The Year in Science
In your top science story of 2006—alternative energy goes mainstream—you note that traditional investors have been betting their money on renewable energy. This is strongly evidenced by investment guru Warren Buffett’s actions. His investment firm, Berkshire Hathaway, owns MidAmerican Energy, which over the last few years has built in Iowa one of the nation’s largest wind farms, with the capacity of generating 460 megawatts’ worth of electricity (powering about 150,000 homes), and has announced plans to build more, doubling the amount of their company-owned wind generation machines in Iowa. Buffett has never been known as an investor who takes big risks; if he’s putting his money behind renewable energy, that means something.
Mark O. Lambert
Polk City, Iowa
I take issue with your story on global warming’s being your fourth-top story rather than the first. Also, by presenting alternative energy not as a response to global warming but merely as a solution to the rapid depletion of (cheap and abundant) oil, you are not pushing humanity to deal with global warming and the catastrophic situations that are going to arise from it.
Jon Keller
New York, New York
Your #12 story of 2006—“Who Failed New Orleans?”—outlined the engineering failures clearly, but I feel the full story was not told. My past and present sixth-graders have been investigating the relationship between the diminishing Louisiana coastal wetlands and increased storm surges. The change is quite dramatic and is primarily caused by our national demand on the Mississippi River and the navigational channels required. These channels have diverted the soil needed to naturally replenish the wetlands as they subside, a process that built the Louisiana floodplain and wetlands. Scientists are coming up with creative solutions, but little attention is being paid to nature’s engineering solution for storm surges: rebuilding the wetlands. Certainly this is only part of the solution, but it is an important one that must be recognized by all. My students were listening to wetlands scientists predict the severity of the next hurricane’s impact a full year before Katrina hit.
Jill Carrick
Science department chair
Wyoming Seminary Lower School
Forty Fort, Pennsylvania
Apoorva Mandavilli reports that despite projections that the vaccine could reduce cervical cancer cases in the United States by 70 percent, “some conservative groups have opposed the vaccine, saying it might promote sexual activity.” Given all the chemical changes and social pressures experienced by teenage girls, I seriously doubt whether their decision to have sex will depend on a cervical cancer vaccine. Similarly rigid sentiments are echoed by ministers throughout Africa, who, despite HIV/AIDS, refuse to advocate the use of condoms for fear it will promote extramarital sex.

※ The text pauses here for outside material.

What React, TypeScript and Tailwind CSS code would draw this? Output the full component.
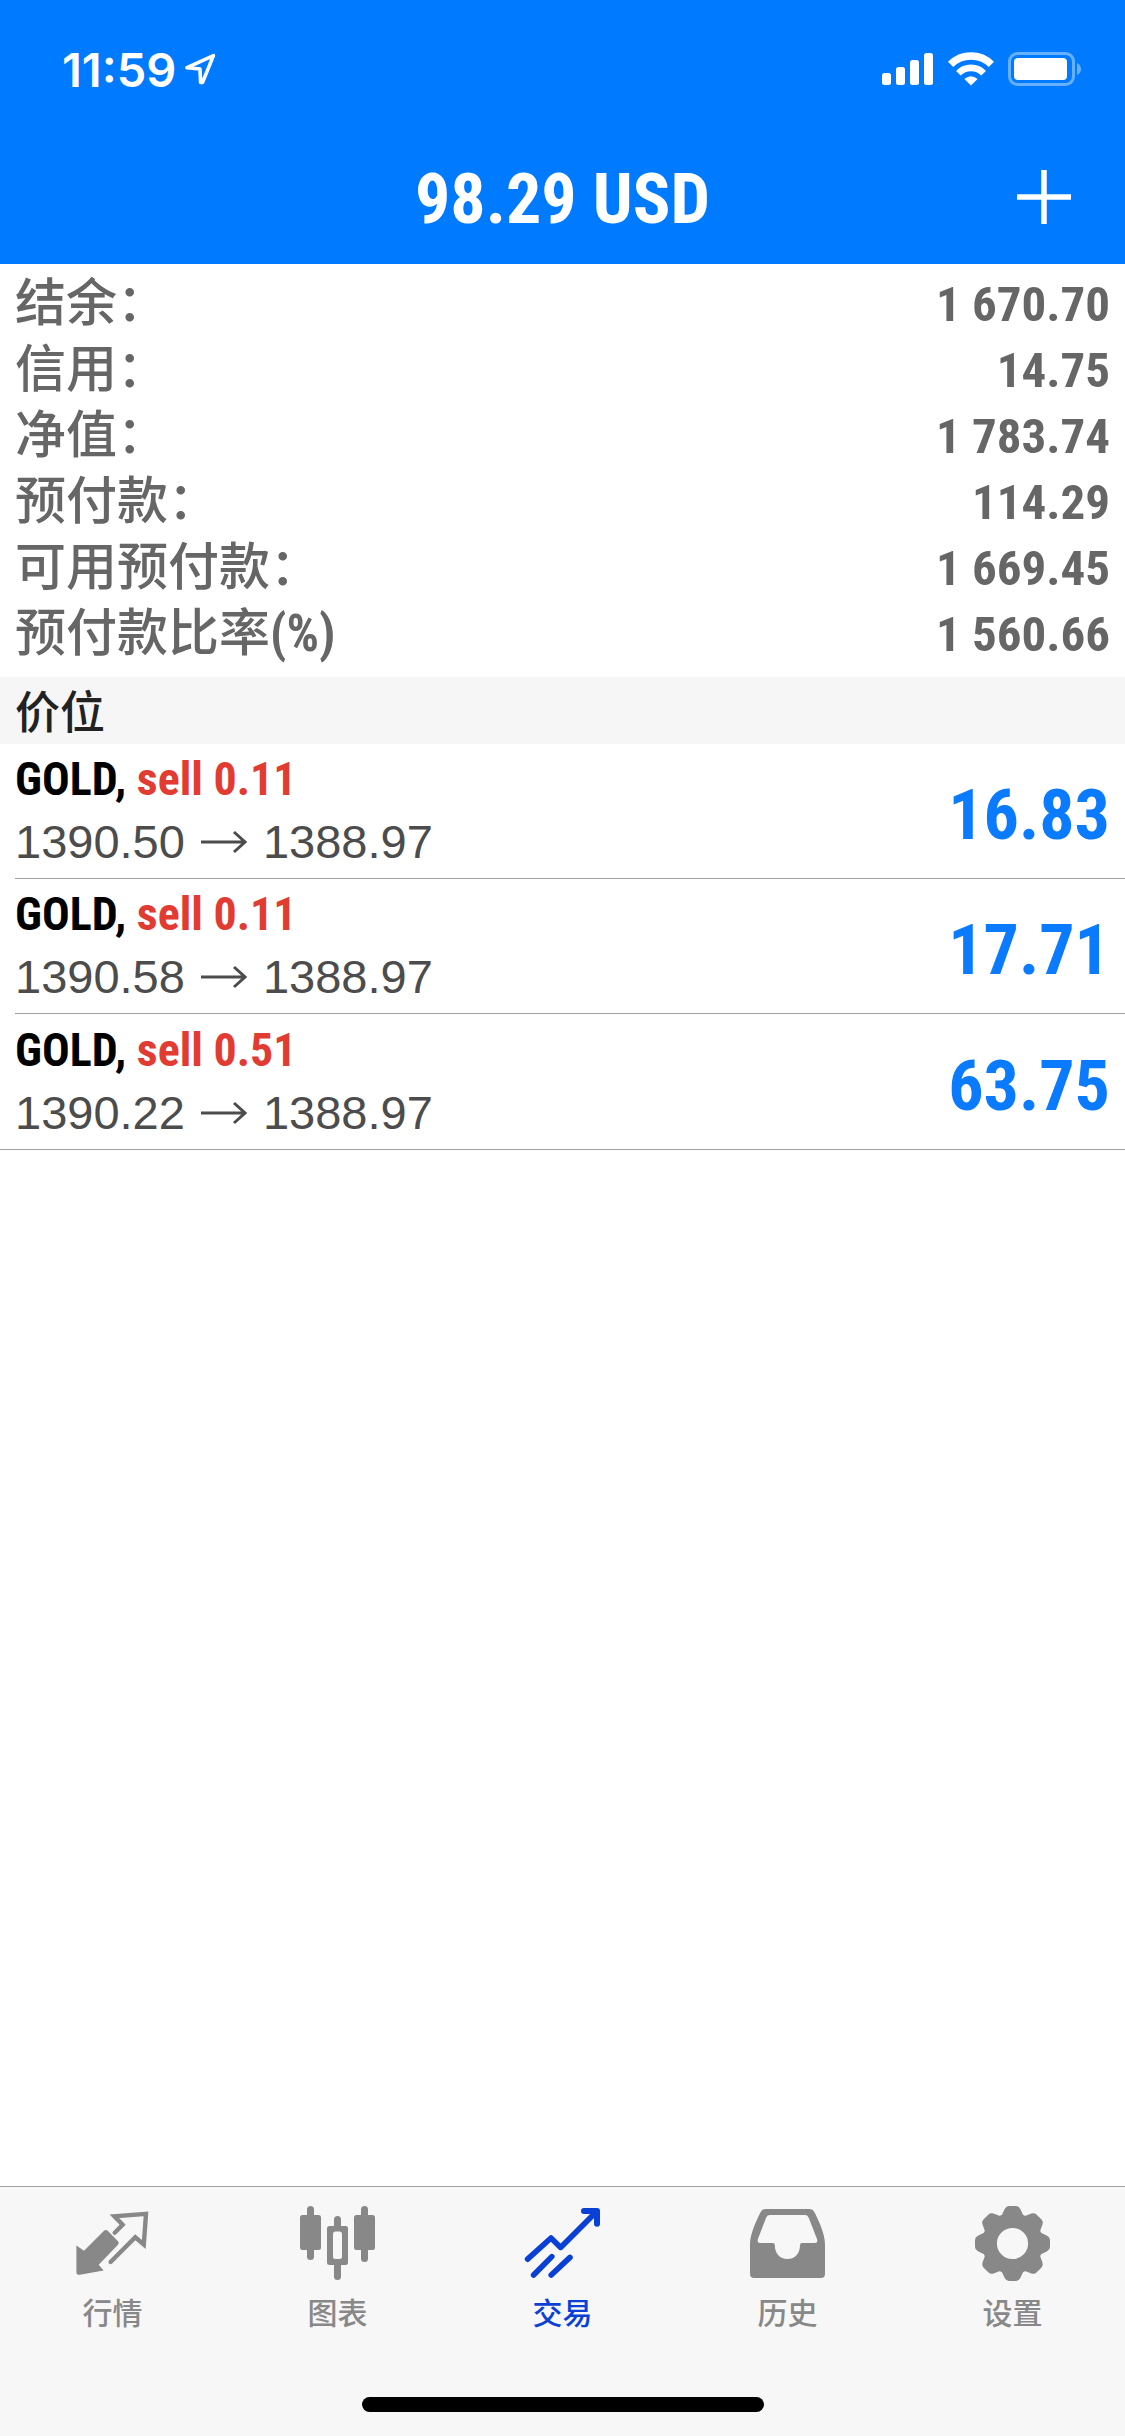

I can respect an institution’s decision to oppose sexual promiscuity, but at what point must that institution realize that a life is more important than a belief?
Nick Spence
Toronto, Ontario
Bushwhacked?
Bruno Maddox’s interesting article on how little of Afghanistan’s mountainous territory has been accurately mapped was seriously marred by the jarring and gratuitous insults directed at President George W. Bush. The need for governmental support of science will require bipartisan consensus. Such inflammatory characterizations have the opposite effect.
Gordon J. Louttit
Manhattan Beach, California
The Iraq war has united a fractious Arab world around Bin Laden and made his capture much less likely. In addition we have an inept intelligence agency that has no idea where Osama bin Laden is or whether Saddam had weapons of mass destruction. Into this mix comes Maddox, who acts as an apologist for Bush by saying that Afghanistan is hard to map. If you insist on publishing pro-Bush propaganda, you can cancel my subscription.
Kem Kough
Oasis, Nevada
I am confused by the January Blinded by Science. I don’t understand what 19th-century British surveying techniques have to do with finding Osama bin Laden in today’s world. We have had satellite-image mapping for well more than 20 years and just about every square yard of Earth’s surface is available to anyone with Internet access via Google Earth.